The story is told from the perspective of Jill, who goes along with Wendy and picks on Linda. But at one point in the story, the tables are turned and Linda is no longer the one picked on, but Jill is. How does Jill cope with these new bullies, one of which is actually Linda? Beyond the fact you are reading from a (mostly) bully’s POV, which is pretty odd as much protagonists are likeable, the fact she swears is shocking. I don’t know of any modern day middle grade novels that have curse words in them. But it does give a sense of authenticity. A great book to discuss bullying.

Calpurnia Tate, Girl Vet: Skunked! by Jacqueline Kelly and illustrated by Jennifer L. Meyer

Based off the characters in The Evolution of Calpurnia Tate and The Curious World of Calpurnia Tate, this new reader chapter book is perfect for boys AND girls. I wish the cover was not so feminine (even with Travis on the cover, the colors are salmon and the drawings lend themselves to being more “girl”). However, it is about brother Travis and sister Calpurnia hand-rearing two abandoned skunk kits. One, Stinky, is pocketed by Travis from a hallowed tree. Winky is a runt and is discovered after Stinky is established as Travis’. The siblings learn about raising mother-less skunks. Calpurnia does so with the goal to release the kits back into the wild; Travis just wants to keep them. He ends up taking them to school one day and something happens where the kits end up gone and Travis, well, skunked. Highly recommend.


These are just new books I shared with my 3 1/2 year old son. They are not counted toward my resolution goal.

Lancelot by Talbot Hudson

I am not sure if this was the best book to introduce to Theo, but I did and he liked it enough to read it again. Since I want to learn more about the Arthurian legends, I decided reading picture books with my son would kill two birds with one stone: I will learn snippets about them and my son gets introduced (without knowing it mwhahaha!) to literary tropes to be discovered later on. It turns out this version of Lancelot’s story is not that accurate but how could you show Guinevere’s adultery and Elaine’s out-of-wedlock pregnancy? Not really child appropriate topics. However it was an enjoyable, adventurous read with beautiful art.

Goatilocks and the Three Bears by Erica Perl and illustrated by Arthur Howard

It turns out for preschoolers, this week was universally about bears and hibernation. Since I pulled some books on that topic for my son’s preschool class (be on a look out for the booklist!), I pulled a few to introduce to him at home. These were mainly parodies of the “Goldilocks and the Three Bears” story (working on another booklist of these). Goatilocks and the Three Bears is all about a goat who enters the Bear family’s home while they are out walking and does what Goldilocks always does. Except Goatilocks EATS the entire bowl (and spoon) in which the porridge was, EATS the chair, and EATS the bed. She makes it up, however. A refreshing retelling!
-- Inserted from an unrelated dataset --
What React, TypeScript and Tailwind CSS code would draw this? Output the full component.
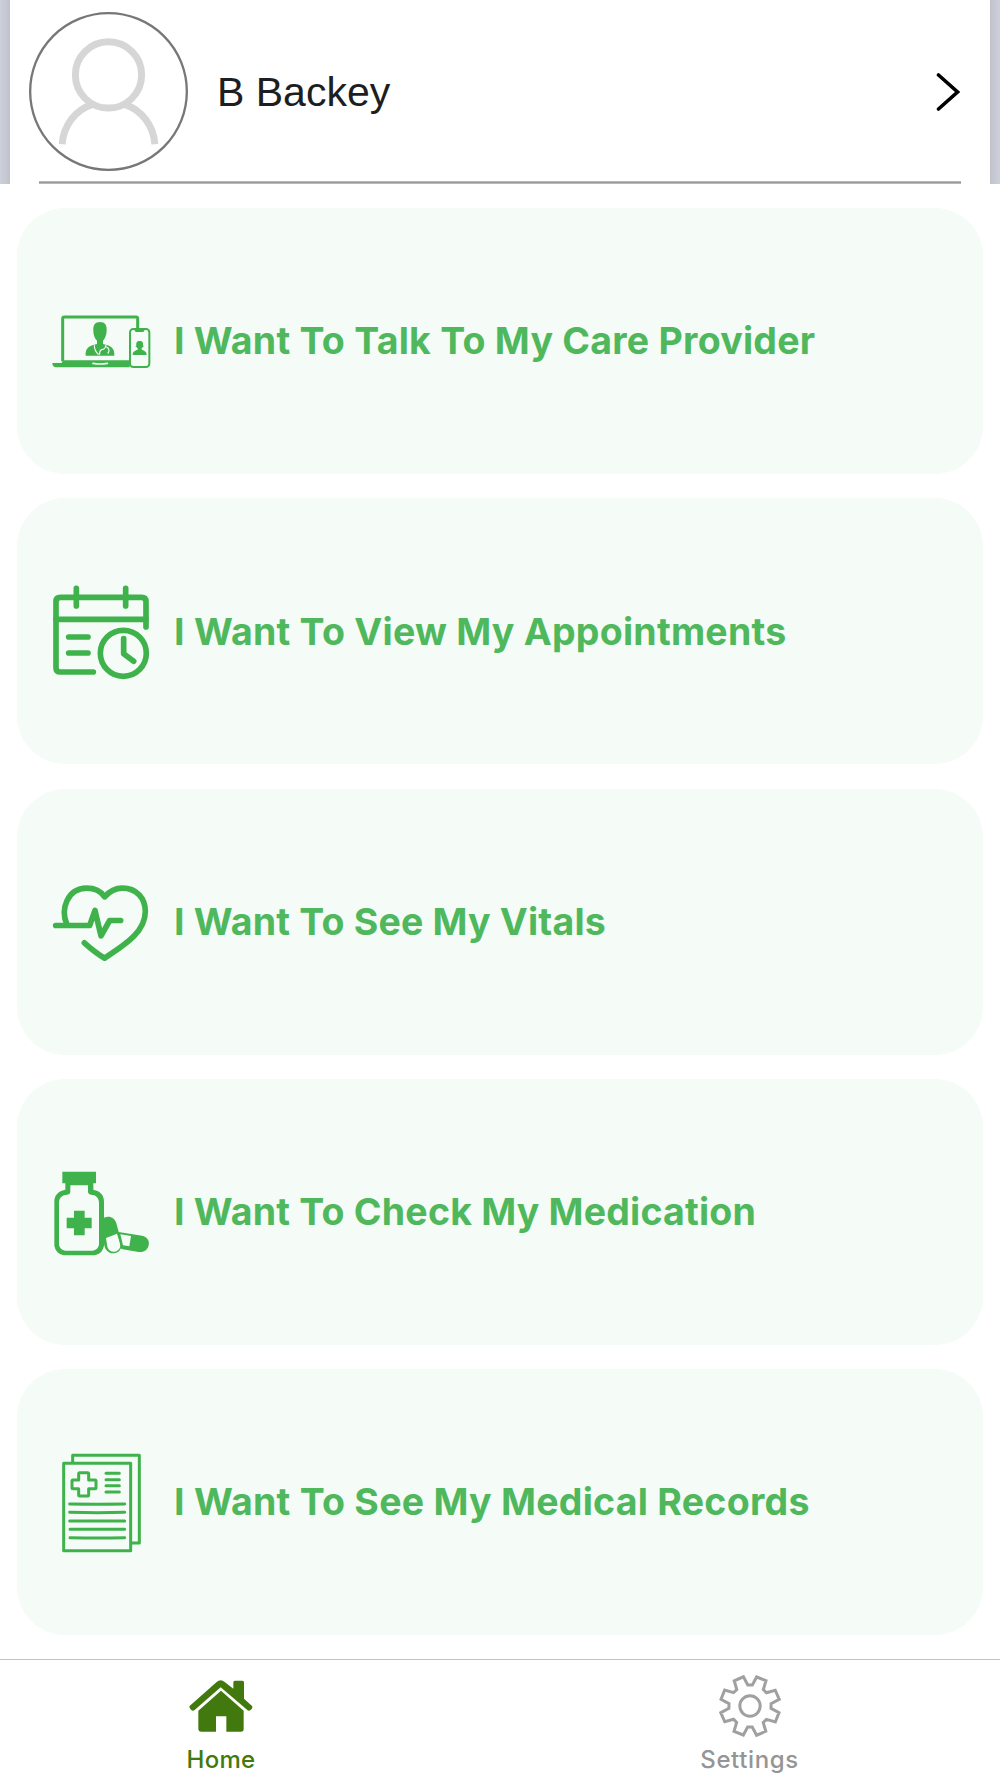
import React from 'react';

interface MenuItem {
  label: string;
  icon: React.ReactNode;
  textClass: string;
}

const GREEN = '#3fb24c';
const PALE = '#f5fbf7';

const TelehealthIcon = () => (
  <svg className="w-[130px] h-20" viewBox="0 3 390 240" fill="none">
    <path d="M68 184V56q0-5 5-5h215q5 0 5 5v28" stroke={GREEN} strokeWidth="9" />
    <path d="M37 189h28l4-8h200v21H48q-11-1-11-13z" fill={GREEN} />
    <path d="M159 190q21 4 43 0" stroke={PALE} strokeWidth="5" strokeLinecap="round" />
    <path d="M180 66c15 0 21 10 20 26-1 14-5 24-11 30v10l14 4c16 6 21 15 20 31h-86c-1-17 5-26 20-31l14-4v-10c-6-6-11-16-11-30-1-16 5-26 20-26z" fill={GREEN} />
    <path d="M163 136c0 13 3 20 13 28M198 135c-2 9-4 13-14 14-5 4-6 10-5 15M199 140c11 7 9 14 4 21" stroke={PALE} strokeWidth="3.5" />
    <circle cx="195" cy="154" r="5" fill={GREEN} />
    <rect x="270" y="87" width="58" height="114" rx="10" fill={PALE} stroke={GREEN} strokeWidth="6" />
    <path d="M284 88h29v3q0 5-5 5h-19q-5 0-5-5z" fill={GREEN} />
    <path d="M299 123c9 0 11 6 10 14l3 1-7 7v4c8 3 15 5 15 16h-42c0-11 7-13 15-16v-4l-7-7 3-1c-1-8 1-14 10-14z" fill={GREEN} />
  </svg>
);

const CalendarIcon = () => (
  <svg className="w-[130px] h-[120px]" viewBox="0 3 390 360" fill="none" stroke={GREEN} strokeWidth="17" strokeLinecap="round">
    <path d="M160 306H61q-13 0-13-13V95q0-13 13-13h244q13 0 13 13v76" />
    <path d="M48 148h270M109 55v53M257 55v53M86 201h58M86 249h58" />
    <circle cx="250" cy="250" r="69" />
    <path d="M251 206v45l30 23" strokeLinejoin="round" />
  </svg>
);

const VitalsIcon = () => (
  <svg className="w-[130px] h-[100px]" viewBox="0 4.5 390 300" fill="none" stroke={GREEN} strokeWidth="17" strokeLinecap="round" strokeLinejoin="round">
    <path d="M80 160C62 118 80 54 140 53c27 0 43 10 54 26 14-16 29-26 53-26 42 0 69 29 69 70 0 67-75 107-122 140-21-12-41-28-61-46" />
    <path d="M47 165h102l16-45 18 76 26-46h33" />
  </svg>
);

const MedicationIcon = () => (
  <svg className="w-[130px] h-[110px]" viewBox="0 5 390 330" fill="none">
    <path d="M67 49h101v35h-8v19c22 4 32 17 32 36v132q-4 24-28 29H71q-24-5-28-29V139c0-19 11-32 33-36V84h-9z" fill={GREEN} />
    <path d="M91 90h53v18q0 10 9 10c14 0 24 9 24 24v125c-1 11-9 19-20 19H77c-11 0-19-8-20-19V142c0-15 10-24 25-24q9 0 9-10z" fill={PALE} />
    <path d="M102 166h32v21h21v32h-21v21h-32v-21H80v-32h22z" fill={GREEN} />
    <path d="M192 187c18-7 32 1 37 17l15 55c4 16-4 31-18 34-15 4-27-5-32-19l-2-9z" fill={GREEN} />
    <path d="M198 248l33-13 9 27c4 13-3 23-15 27-11 2-19-4-23-15z" fill={PALE} />
    <path d="M231 229l75 12c17 4 23 16 20 29-3 14-14 22-30 20l-52-9z" fill={GREEN} />
    <path d="M241 237l32 5-5 31-19-3z" fill={PALE} />
  </svg>
);

const RecordsIcon = () => (
  <svg className="w-[130px] h-[120px]" viewBox="0 6 390 360" fill="none" stroke={GREEN} strokeWidth="9" strokeLinecap="round" strokeLinejoin="round">
    <path d="M98 67V46h200v263h-24" />
    <path d="M71 70h201v262H71z" />
    <path d="M119 98h24q3 0 3 3v19h19q3 0 3 3v20q0 3-3 3h-19v19q0 3-3 3h-24q-3 0-3-3v-19H99q-3 0-3-3v-20q0-3 3-3h17v-19q0-3 3-3z" />
    <path d="M198 100h40M198 119h40M198 137h40M198 156h40M89 192q85 1 165 0M89 217q85 2 165 0M89 243h165M90 268h164M90 293q83 2 164 0" />
  </svg>
);

const HomeIcon = () => (
  <svg className="w-[66px] h-[52px]" viewBox="86 120 198 156" fill="#42790e">
    <path d="M90 199l82-73q12-10 24 0l26 20v-19q0-5 5-5h22q5 0 5 5v49l25 23q1 7-6 12-5 3-9-1l-80-68-79 69q-5 3-10-2-5-4-5-10z" />
    <path d="M185 152l68 60v55q0 8-8 8h-44v-46h-31v46h-44q-9 0-9-9v-54z" />
  </svg>
);

// tooth corners, then the foot of the next tooth, as [x, y] from the centre
const tooth = [[7, -63], [20, -87], [48, -76], [40, -49.5]];
const gearPoints = [0, 1, 2, 3, 4, 5, 6, 7]
  .flatMap((i) => {
    const a = (i * Math.PI) / 4;
    return tooth.map(([x, y]) => [
      x * Math.cos(a) - y * Math.sin(a),
      x * Math.sin(a) + y * Math.cos(a),
    ]);
  })
  .map(([x, y]) => `${x.toFixed(1)},${y.toFixed(1)}`)
  .join(' ');

const GearIcon = () => (
  <svg className="w-16 h-16" viewBox="-96 -96 192 192" fill="none" stroke="#a0a0a0" strokeWidth="9">
    <polygon points={gearPoints} />
    <circle r="30.5" />
  </svg>
);

const items: MenuItem[] = [
  { label: 'I Want To Talk To My Care Provider', icon: <TelehealthIcon />, textClass: 'tracking-[0.23px]' },
  { label: 'I Want To View My Appointments', icon: <CalendarIcon />, textClass: 'tracking-[0.24px]' },
  { label: 'I Want To See My Vitals', icon: <VitalsIcon />, textClass: 'tracking-[0.18px]' },
  { label: 'I Want To Check My Medication', icon: <MedicationIcon />, textClass: 'tracking-[0.2px]' },
  { label: 'I Want To See My Medical Records', icon: <RecordsIcon />, textClass: 'tracking-[0.25px]' },
];

const ProfileHeader = () => (
  <header className="flex h-[184px]">
    <div className="w-2.5 bg-linear-to-r from-[#cdd0db] to-[#c0c2cb]" />
    <div className="flex flex-1 flex-col">
      <div className="flex h-[181px] items-center pl-[19px] pr-[30px] pt-[3px]">
        <svg className="mb-px size-[159px]" viewBox="0 0 480 480" fill="none">
          <circle cx="240" cy="240" r="236.5" stroke="#777777" strokeWidth="7" />
          <circle cx="240" cy="190" r="100" stroke="#d6d6d6" strokeWidth="21" />
          <path d="M100 399c4-54 38-103 92-120M380 399c-4-54-38-103-92-120" stroke="#d6d6d6" strokeWidth="21" />
        </svg>
        <h1 className="ml-[29px] flex-1 font-['Liberation_Sans',Arial,sans-serif] text-[41px] leading-none text-[#1c1e22]">
          B Backey
        </h1>
        <svg className="h-10 w-6" viewBox="0 0 24 40" fill="none">
          <path d="M2.5 3l19 17-19 17" stroke="#000" strokeWidth="3.6" strokeLinecap="round" />
        </svg>
      </div>
      <div className="mx-[29px] h-[3px] border-y border-[#b9b9b9] bg-[#989898]" />
    </div>
    <div className="w-2.5 bg-linear-to-r from-[#c0c2cb] to-[#cdd0db]" />
  </header>
);

const MenuCard = ({ label, icon, textClass }: MenuItem) => (
  <button className="flex h-[266px] w-full items-center rounded-[48px] bg-[#f5fbf7] pl-[23px] text-left">
    {icon}
    <span className={`ml-[4px] whitespace-nowrap text-[37.5px] leading-none font-bold text-[#4fb85c] ${textClass}`}>
      {label}
    </span>
  </button>
);

const App = () => (
  <div className="flex h-[1778px] w-[1000px] flex-col overflow-hidden bg-white font-[Inter,sans-serif]">
    <ProfileHeader />
    <main className="flex flex-1 flex-col gap-[24.25px] px-[17px] pt-6">
      {items.map((item) => (
        <MenuCard key={item.label} {...item} />
      ))}
    </main>
    <nav className="flex h-[119px] border-t border-[#c3c3c3]">
      <button className="flex w-[442px] flex-col items-center pt-5 text-[#42790e]">
        <HomeIcon />
        <span className="mt-4 text-2xl leading-none font-medium tracking-[0.3px]">Home</span>
      </button>
      <button className="ml-[58px] flex w-[499px] flex-col items-center pt-3.5 text-[#959595]">
        <GearIcon />
        <span className="mt-2.5 text-2xl leading-none font-medium tracking-[0.6px]">Settings</span>
      </button>
    </nav>
  </div>
);

export default App;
What did you read this week? Share even if you just read a little!


  1. Last week I finished reading/listening to River Secrets. Started listening to Forest Born via Hoopla this week. I think I’m going to skip Anne of Windy Poplars and go to the next book available on audio. I was getting bored reading her super long letters. I would rather listen than read it. The Name that Book competition is organized by Houston ISD. The book list for this year is actually 30 books. Here’s a link if you are interested. http://www.houstonisd.org/Page/96206. I’ve reserved them all already!

    1. I need to finish the rest of the Bayern books! Other than Midnight in Austenland, it’s all I have left of Hale’s books… until next month. She has two graphic novels coming out, one in Feb and I think the other in April? I wish she’d write more adult fiction.

      I checked out the books Name that Book and it looks like a lovely mix of books. I am glad Don’t Feed the Geckos by Karen English is on that list. That series doesn’t circulate where I am and it’s a shame because it is amusing.